The following commentary is by North Carolina Farm Bureau President Larry Wooten.
Last week I had the opportunity to attend Thrive NC in downtown Raleigh. The event had some great food prepared by truly exceptional chefs, live music, a praiseworthy service project, and a summit to discuss food insecurity and childhood nutrition. As the leader of the state’s largest general agriculture non-profit and a farmer myself, I left that summit with a nagging question: where is the disconnect?
Let me explain.
Today’s farmers are growing the most affordable, abundant, and nutritious food in human history. And they are growing more of it while using less inputs thanks to advances in precision agriculture and biotechnology – advances that include everything from drones that help farmers target their water and fertilizer applications, to GPS-driven tractors that improve safety and efficiency, to GMOs that help reduce the need for chemicals while also increasing yields.

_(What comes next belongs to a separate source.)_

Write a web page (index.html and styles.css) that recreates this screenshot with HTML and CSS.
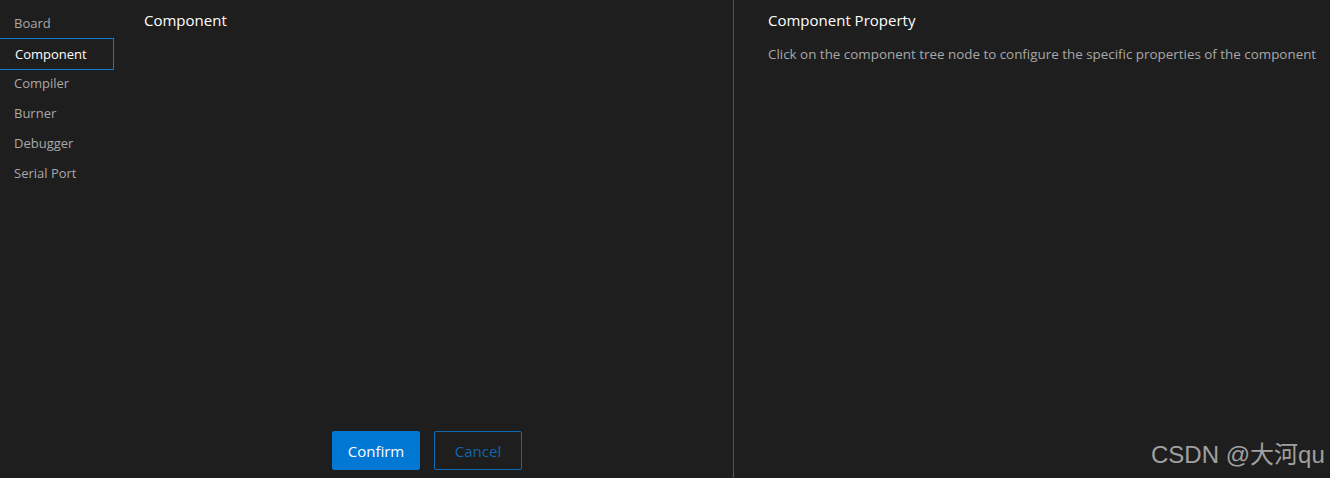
FILE: index.html
```html
<!DOCTYPE html>
<html>
<head>
<meta charset="utf-8">
<link rel="stylesheet" href="styles.css">
</head>
<body>
<div class="app">
  <nav class="nav">
    <div class="nav-item">Board</div>
    <div class="nav-item active">Component</div>
    <div class="nav-item">Compiler</div>
    <div class="nav-item">Burner</div>
    <div class="nav-item">Debugger</div>
    <div class="nav-item">Serial Port</div>
  </nav>
  <section class="middle">
    <div class="title">Component</div>
    <div class="tree"></div>
    <div class="actions">
      <button class="btn primary">Confirm</button>
      <button class="btn outline">Cancel</button>
    </div>
  </section>
  <section class="right">
    <div class="title">Component Property</div>
    <div class="desc">Click on the component tree node to configure the specific properties of the component</div>
  </section>
</div>
<div class="watermark">CSDN @大河qu</div>
</body>
</html>
```

FILE: styles.css
```css
html, body {
  margin: 0;
  padding: 0;
  background: #1e1e1e;
  height: 100%;
  overflow: hidden;
}
body {
  font-family: "Open Sans", "Noto Sans", sans-serif;
  font-size: 13px;
  color: #cccccc;
}
.app {
  display: flex;
  height: 478px;
}
.nav {
  width: 114px;
  flex: none;
  padding-top: 8px;
  display: flex;
  flex-direction: column;
}
.nav-item {
  height: 30px;
  line-height: 30px;
  padding-left: 14px;
  color: #a8a8a8;
  box-sizing: border-box;
}
.nav-item.active {
  border: 1px solid #0e7ad0;
  border-left: none;
  color: #ffffff;
  padding-left: 15px;
  height: 32px;
  line-height: 30px;
  margin: -1px 0 -1px 0;
  position: relative;
  top: 1px;
}
.middle {
  width: 620px;
  flex: none;
  box-sizing: border-box;
  border-right: 1px solid #555555;
  padding: 0 0 8px 30px;
  display: flex;
  flex-direction: column;
}
.title {
  color: #ffffff;
  font-size: 15px;
  height: 40px;
  line-height: 40px;
}
.tree {
  flex: 1;
}
.actions {
  display: flex;
  justify-content: center;
  gap: 14px;
  padding-right: 23px;
}
.btn {
  width: 88px;
  height: 39px;
  border-radius: 2px;
  font-family: inherit;
  font-size: 15px;
  box-sizing: border-box;
  cursor: pointer;
}
.btn.primary {
  background: #0078d4;
  border: 1px solid #0078d4;
  color: #ffffff;
}
.btn.outline {
  background: transparent;
  border: 1px solid #0e6ab4;
  color: #1466a8;
}
.right {
  flex: 1;
  padding-left: 34px;
}
.desc {
  color: #a8a8a8;
  font-size: 13.4px;
  line-height: 28px;
  margin-top: 0;
  white-space: nowrap;
}
.watermark {
  position: absolute;
  left: 1151px;
  top: 439px;
  font-family: "Liberation Sans", "Noto Sans CJK SC", sans-serif;
  font-size: 24px;
  color: #a0a0a0;
  line-height: 32px;
  white-space: nowrap;
}
```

It’s estimated that today one farmer feeds 155 people compared with only 26 people back in 1960.
Additionally, North Carolina is the third most diverse agricultural state in the nation, and our farmers are top producers of pork, poultry, sweet potatoes, trout, catfish, eggs, cucumbers, strawberries, blueberries, peanuts, and bell peppers. We also grow corn, wheat, tomatoes, watermelon, cabbage, squash, and apples; we raised 830,000 head of cattle and produced 965 million pounds of milk in 2016 alone.
It’s true that not all of this food stays within the state, or even the nation. Farmers feel the responsibility of feeding a growing world population, but the reality remains that they are running small businesses. This sometimes means exploring export markets, especially in times when commodity prices are so low, as they are now.
Despite these sometimes difficult circumstances, North Carolina farmers are doing a remarkable job growing the world’s food and fiber.
Yet last week I learned that North Carolina is the tenth hungriest state in the US, one of every four children face hunger on a regular basis, and approximately 1.5 million North Carolinians struggle to buy affordable and good-quality, fresh food. Those statistics are staggering, heartbreaking, and when taken together with what I know about North Carolina agriculture, those statistics are also bewildering.
Which takes me back the question that has been troubling me since the Thrive NC summit last Thursday – where is the disconnect between the nation’s ninth most productive agriculture state and the nation’s tenth hungriest population? And more importantly, how do we fix that disconnect?
I applaud the efforts of Thrive NC and the discussions it generated were certainly through-provoking. But perhaps my chief disappointment with the summit, and hopefully something that can be remedied at future events, was that more farmers were not included in the discussion. I know our farmers care deeply about feeding people and are passionate about what they do. I also know that they have valuable insights and experiences that will only strengthen and lend credibility to the conversation. And considering they are responsible for growing the vast majority of the food that we eat every day, I think they deserve to be part of the solution.
I realize that the challenge of ending hunger is complex. I understand that the paths that end in failure far outnumber the ones that end in success. I also know that it will take collaboration from countless individuals and groups with varied backgrounds, experience, and knowledge. For our part, North Carolina Farm Bureau is engaged and I hope we can help connect those North Carolinians who don’t have enough to eat with the abundant food and fiber our farmers work so hard to grow.